--- Data extract ---

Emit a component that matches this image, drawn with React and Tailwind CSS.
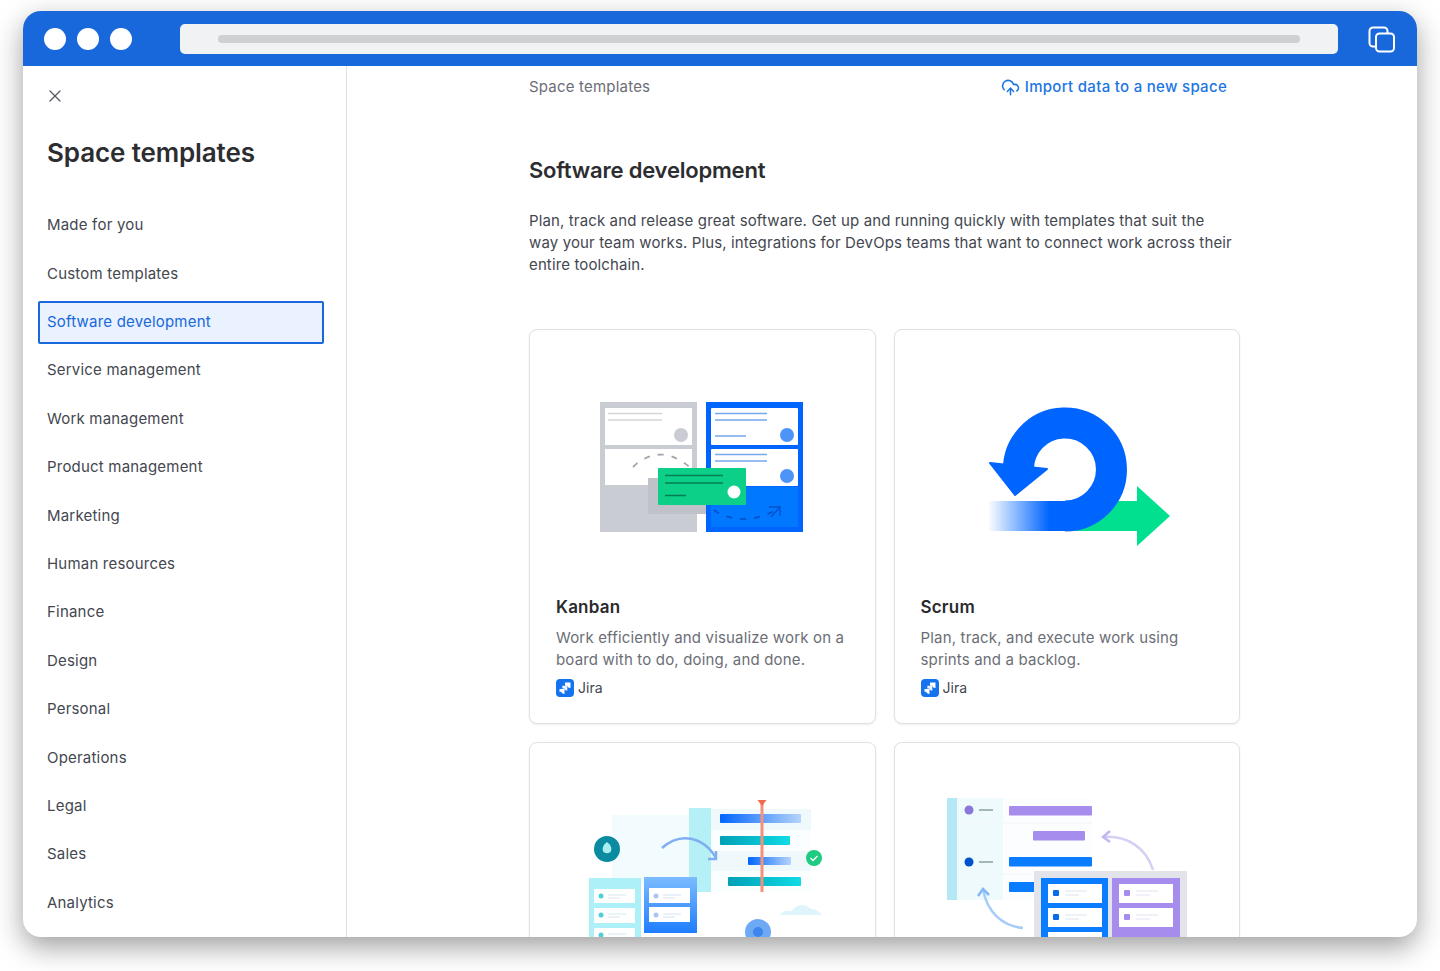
import React from "react";
import { X, CloudUpload } from "lucide-react";

const navItems = [
  "Made for you",
  "Custom templates",
  "Software development",
  "Service management",
  "Work management",
  "Product management",
  "Marketing",
  "Human resources",
  "Finance",
  "Design",
  "Personal",
  "Operations",
  "Legal",
  "Sales",
  "Analytics",
];

const KanbanArt = () => (
  <svg viewBox="530 330 345 262" className="w-[345px] h-[262px] block blur-[0.4px]">
    <rect x="600" y="402" width="97" height="130" fill="#c9ccd2" />
    <rect x="605" y="408" width="87" height="37" fill="#fff" />
    <rect x="605" y="449" width="87" height="36" fill="#fff" />
    <path d="M608 413.5h54M608 420h54" stroke="#d3d5d9" strokeWidth="1.4" />
    <circle cx="681" cy="435" r="7" fill="#c9ccd2" />
    <path d="M633 467 C642 458 655 453 666 455 C673 456 681 460 691 468" fill="none" stroke="#a3a6ad" strokeWidth="1.8" strokeDasharray="6 8" />
    <rect x="648" y="478" width="58" height="36" fill="#bfc2c9" />
    <rect x="706" y="402" width="97" height="130" fill="#0065ff" />
    <rect x="711" y="408" width="87" height="37" rx="1" fill="#fff" />
    <rect x="711" y="449" width="87" height="37" rx="1" fill="#fff" />
    <rect x="711" y="487" width="87" height="40" fill="#0078ff" />
    <path d="M715 413.5h52M715 420h52M715 436h31M715 454.500h52M715 461h52" stroke="#74a9ee" strokeWidth="1.5" />
    <circle cx="787" cy="435" r="7" fill="#4c94f8" />
    <circle cx="787" cy="476" r="7" fill="#4c94f8" />
    <path d="M714 510 C730 522 755 522 776 510" fill="none" stroke="#0052cc" strokeWidth="1.8" strokeDasharray="6 8" />
    <path d="M769 507h11v9M780 507l-9 10" fill="none" stroke="#0052cc" strokeWidth="1.4" />
    <rect x="658" y="468" width="88" height="37" rx="1" fill="#0ccf88" />
    <path d="M665 475.500h58M665 483h58M665 495.500h21" stroke="#057e55" strokeWidth="1.5" />
    <circle cx="734" cy="492" r="6.500" fill="#fff" />
  </svg>
);

const ScrumArt = () => (
  <svg viewBox="895 330 345 262" className="w-[345px] h-[262px] block blur-[0.4px]">
    <defs>
      <linearGradient id="scrumFade" x1="988" x2="1060" y1="0" y2="0" gradientUnits="userSpaceOnUse">
        <stop offset="0" stopColor="#0065ff" stopOpacity="0" />
        <stop offset="0.85" stopColor="#0065ff" />
      </linearGradient>
    </defs>
    <path d="M1075 501h62v-15l33 30-33 30v-15h-62z" fill="#00e08f" strokeLinejoin="round" />
    <rect x="988" y="501" width="78" height="30" fill="url(#scrumFade)" />
    <path d="M1018.500 472A46.500 46.500 0 1 1 1065 516" fill="none" stroke="#0065ff" strokeWidth="31" />
    <path d="M990 463l57 6-32 26z" fill="#0065ff" stroke="#0065ff" strokeWidth="2" strokeLinejoin="round" />
  </svg>
);

const RoadmapArt = () => (
  <svg viewBox="530 743 345 262" className="w-[345px] h-[262px] block blur-[0.6px]">
    <defs>
      <linearGradient id="barBlue" x1="0" x2="1" y1="0" y2="0">
        <stop offset="0" stopColor="#0065ff" />
        <stop offset="1" stopColor="#b6d4fb" />
      </linearGradient>
      <linearGradient id="barTeal" x1="0" x2="1" y1="0" y2="0">
        <stop offset="0" stopColor="#00a0b5" />
        <stop offset="1" stopColor="#10dbe6" />
      </linearGradient>
      <linearGradient id="colBlue" x1="0" x2="0" y1="0" y2="1">
        <stop offset="0" stopColor="#7cbcff" />
        <stop offset="1" stopColor="#1f7dff" />
      </linearGradient>
    </defs>
    <rect x="612" y="815" width="78" height="70" fill="#f2fbfd" />
    <rect x="689" y="808" width="22" height="84" fill="#b4f0f6" />
    <rect x="711" y="809" width="100" height="83" fill="#eff9fc" />
    <rect x="711" y="830" width="100" height="21" fill="#fbfeff" />
    <rect x="711" y="871" width="100" height="21" fill="#fbfeff" />
    <rect x="720" y="814" width="81" height="9" rx="1" fill="url(#barBlue)" />
    <rect x="720" y="836" width="70" height="9" rx="1" fill="url(#barTeal)" />
    <rect x="748" y="857" width="43" height="8" rx="1" fill="url(#barBlue)" />
    <rect x="728" y="877" width="73" height="9" rx="1" fill="url(#barTeal)" />
    <path d="M762 802v90" stroke="#f4917c" strokeWidth="3" />
    <path d="M757.500 800h9l-4.500 6z" fill="#f26a4f" />
    <circle cx="814" cy="858" r="8" fill="#1ecb80" />
    <path d="M810.500 858l2.500 2.500 4.500-4.500" fill="none" stroke="#fff" strokeWidth="1.400" />
    <circle cx="607" cy="849" r="13" fill="#0b8b9f" />
    <path d="M607 842c4 3 5 6 4 9-1 3-7 3-8 0-1-3 0-6 4-9z" fill="#a9eef0" />
    <path d="M662 848C680 832 703 836 716 858" fill="none" stroke="#80aef2" strokeWidth="2.500" />
    <path d="M708 859l8 0 0-8" fill="none" stroke="#80aef2" strokeWidth="2.500" />
    <rect x="589" y="878" width="52" height="70" fill="#aef0f7" />
    <rect x="594" y="889" width="41" height="14" fill="#fff" />
    <rect x="594" y="908" width="41" height="15" fill="#fff" />
    <rect x="594" y="928" width="41" height="15" fill="#fff" />
    <circle cx="601" cy="896" r="2.500" fill="#4fd0d8" />
    <circle cx="601" cy="915" r="2.500" fill="#4fd0d8" />
    <circle cx="601" cy="935" r="2.500" fill="#4fd0d8" />
    <path d="M608 895h18M608 898h12M608 914h18M608 917h12M608 934h18" stroke="#d8e6ee" strokeWidth="1" />
    <rect x="644" y="877" width="53" height="56" fill="url(#colBlue)" />
    <rect x="649" y="888" width="41" height="15" fill="#fff" />
    <rect x="649" y="907" width="41" height="15" fill="#fff" />
    <circle cx="656" cy="896" r="2.500" fill="#a9c4f5" />
    <circle cx="656" cy="915" r="2.500" fill="#a9c4f5" />
    <path d="M663 895h18M663 898h12M663 914h18M663 917h12" stroke="#d5e2f4" strokeWidth="1" />
    <path d="M780 915c4-6 10-4 12-4 4-7 14-8 19-2 5 0 9 3 11 6z" fill="#dff5fb" />
    <circle cx="758" cy="932" r="13" fill="#6ea9f5" />
    <circle cx="758" cy="932" r="5" fill="#3d86ee" />
  </svg>
);

const TeamArt = () => (
  <svg viewBox="895 743 345 262" className="w-[345px] h-[262px] block blur-[0.6px]">
    <rect x="947" y="798" width="145" height="102" fill="#fbfdfe" />
    <rect x="957" y="798" width="46" height="102" fill="#effafd" />
    <rect x="947" y="798" width="10" height="102" fill="#b5e8f5" />
    <path d="M957 823h135M957 874h135" stroke="#f1f6f9" strokeWidth="1" />
    <circle cx="969" cy="810" r="4.500" fill="#8a77d9" />
    <circle cx="969" cy="862" r="4.500" fill="#0052cc" />
    <path d="M979 810h14M979 862h14" stroke="#a3b6ba" strokeWidth="2" />
    <rect x="1009" y="806" width="83" height="9.500" rx="1" fill="#a68cec" />
    <rect x="1033" y="831" width="52" height="9.500" rx="1" fill="#a68cec" />
    <rect x="1009" y="857" width="83" height="9.500" rx="1" fill="#0a7cff" />
    <rect x="1009" y="882" width="30" height="10" rx="1" fill="#0a7cff" />
    <path d="M1153 870C1146 847 1126 835 1103 837" fill="none" stroke="#d6cef3" strokeWidth="2.500" />
    <path d="M1110 831l-7 6 7 5" fill="none" stroke="#c3b7ef" strokeWidth="2.500" />
    <path d="M1023 928C1002 926 987 912 983 889" fill="none" stroke="#a8ccf8" strokeWidth="2.500" />
    <path d="M978 896l5-7 6 6" fill="none" stroke="#86b8f6" strokeWidth="2.500" />
    <rect x="1034" y="871" width="153" height="80" fill="#e3e3ea" />
    <rect x="1041" y="878" width="67" height="70" fill="#0a7cff" />
    <rect x="1112" y="878" width="68" height="70" fill="#a68cec" />
    {[884, 908, 932].map((y) => (
      <g key={y}>
        <rect x="1048" y={y} width="54" height="19" fill="#fff" />
        <rect x="1053" y={y + 6} width="6" height="6" rx="1" fill="#0a6de8" />
        <path d={`M1065 ${y + 7}h22M1065 ${y + 11}h14`} stroke="#dde3ec" strokeWidth="1" />
      </g>
    ))}
    {[884, 908].map((y) => (
      <g key={y}>
        <rect x="1119" y={y} width="54" height="19" fill="#fff" />
        <rect x="1124" y={y + 6} width="6" height="6" rx="1" fill="#a68cec" />
        <path d={`M1136 ${y + 7}h22M1136 ${y + 11}h14`} stroke="#e4e1f1" strokeWidth="1" />
      </g>
    ))}
  </svg>
);

const JiraMark = () => (
  <svg viewBox="0 0 18 18" className="w-[18px] h-[18px] shrink-0">
    <rect width="18" height="18" rx="4" fill="#1573f0" />
    <path d="M9 3.500h5.500V9c-1.800 0-3-.8-3.300-2.200H9z" fill="#fff" />
    <path d="M6.300 6.800h5v5c-1.800 0-3-.9-3.200-2.200H6.300z" fill="#fff" opacity="0.9" />
    <path d="M3.500 10h5v5c-1.800 0-3-.9-3.200-2.200H3.500z" fill="#fff" />
  </svg>
);

const TemplateCard = ({ art, title, desc }) => (
  <div className="h-[395px] rounded-lg border border-[#dfe1e6] bg-white shadow-[0_1px_2px_rgba(9,30,66,0.08)] overflow-hidden">
    {art}
    {title && (
      <div className="px-[26px]">
        <h3 className="text-[17px] leading-6 font-semibold text-[#292a2e] mt-[3px] tracking-[0.2px]">{title}</h3>
        <p className="text-[15px] leading-[22px] text-[#6b6e76] mt-[8px] tracking-[0.17px]">{desc}</p>
        <div className="flex items-center gap-1 mt-[7px] h-5 text-[14px] leading-[18px] text-[#44474f]">
          <JiraMark />
          <span className="-mt-px">Jira</span>
        </div>
      </div>
    )}
  </div>
);

export default function App() {
  return (
    <main className="h-[971px] overflow-hidden bg-white px-[23px] pt-[11px] font-[Inter,sans-serif]">
      <div className="h-[926px] rounded-[18px] overflow-hidden bg-white flex flex-col shadow-[0_10px_28px_rgba(0,0,0,0.38)]">
        <header className="h-[55px] shrink-0 bg-[#1868db] flex items-center pl-[21px] pr-[22px]">
          <div className="flex gap-[11px]">
            <span className="w-[22px] h-[22px] rounded-full bg-white" />
            <span className="w-[22px] h-[22px] rounded-full bg-white" />
            <span className="w-[22px] h-[22px] rounded-full bg-white" />
          </div>
          <div className="flex-1 h-[30px] ml-[48px] mr-[30px] rounded-[5px] bg-[#f1f2f4] flex items-center px-[38px]">
            <div className="w-full h-2 rounded-full bg-[#cfd0d2]" />
          </div>
          <svg viewBox="0 0 27 27" className="w-[27px] h-[27px] mt-[2px]" fill="none" stroke="#fff" strokeWidth="2">
            <path d="M7 20.500H5a3.500 3.500 0 0 1-3.500-3.500V5A3.500 3.500 0 0 1 5 1.500h11A3.500 3.500 0 0 1 19.500 5v2" />
            <rect x="8" y="7.500" width="18" height="18" rx="3.500" />
          </svg>
        </header>

        <div className="flex-1 flex min-h-0">
          <aside className="w-[324px] shrink-0 border-r border-[#dcdfe4] pl-[15px]">
            <button className="block ml-[7px] mt-[20px] text-[#55585f]">
              <X size={20} strokeWidth={1.5} />
            </button>
            <h1 className="ml-[9px] mt-[28px] h-[38px] text-[26px] leading-[38px] font-semibold text-[#2c2d31] tracking-[-0.12px]">
              Space templates
            </h1>
            <nav className="flex flex-col gap-[5.4px] mt-[32px] tracking-[0.2px]">
              {navItems.map((item) =>
                item === "Software development" ? (
                  <a key={item} className="w-[286px] h-[43px] flex items-center pl-[7px] text-[15px] text-[#1868db] bg-[#e9f2fe] border-2 border-[#1868db] rounded-[2px]">
                    {item}
                  </a>
                ) : (
                  <a key={item} className="w-[286px] h-[43px] flex items-center pl-[9px] text-[15px] text-[#44474f]">
                    {item}
                  </a>
                )
              )}
            </nav>
          </aside>

          <section className="flex-1 min-w-0 overflow-hidden pl-[182px]">
            <div className="w-[711px]">
              <div className="h-[42px] flex items-center justify-between pr-[13px] text-[15px] tracking-[0.2px]">
                <span className="text-[#6b6e76]">Space templates</span>
                <a className="flex items-center gap-[5px] font-medium text-[#1c76e2] tracking-[0.3px]">
                  <CloudUpload size={19} strokeWidth={2} />
                  Import data to a new space
                </a>
              </div>
              <h2 className="mt-[46px] h-8 text-[22px] leading-8 font-semibold text-[#2c2d31] tracking-[-0.2px]">
                Software development
              </h2>
              <p className="mt-[24px] w-[708px] text-[15px] leading-[22px] text-[#44474f] tracking-[0.13px]">
                Plan, track and release great software. Get up and running quickly with templates that suit the way your team works. Plus, integrations for DevOps teams that want to connect work across their entire toolchain.
              </p>
              <div className="grid grid-cols-2 gap-[18px] mt-[53px]">
                <TemplateCard
                  art={<KanbanArt />}
                  title="Kanban"
                  desc="Work efficiently and visualize work on a board with to do, doing, and done."
                />
                <TemplateCard
                  art={<ScrumArt />}
                  title="Scrum"
                  desc="Plan, track, and execute work using sprints and a backlog."
                />
                <TemplateCard art={<RoadmapArt />} />
                <TemplateCard art={<TeamArt />} />
              </div>
            </div>
          </section>
        </div>
      </div>
    </main>
  );
}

---

Exercise description: Copy out every line holding the string "that".

Solution for this exercise:
Emit a component that matches this image, drawn with React and Tailwind CSS.
                Plan, track and release great software. Get up and running quickly with templates that suit the way your team works. Plus, integrations for DevOps teams that want to connect work across their entire toolchain.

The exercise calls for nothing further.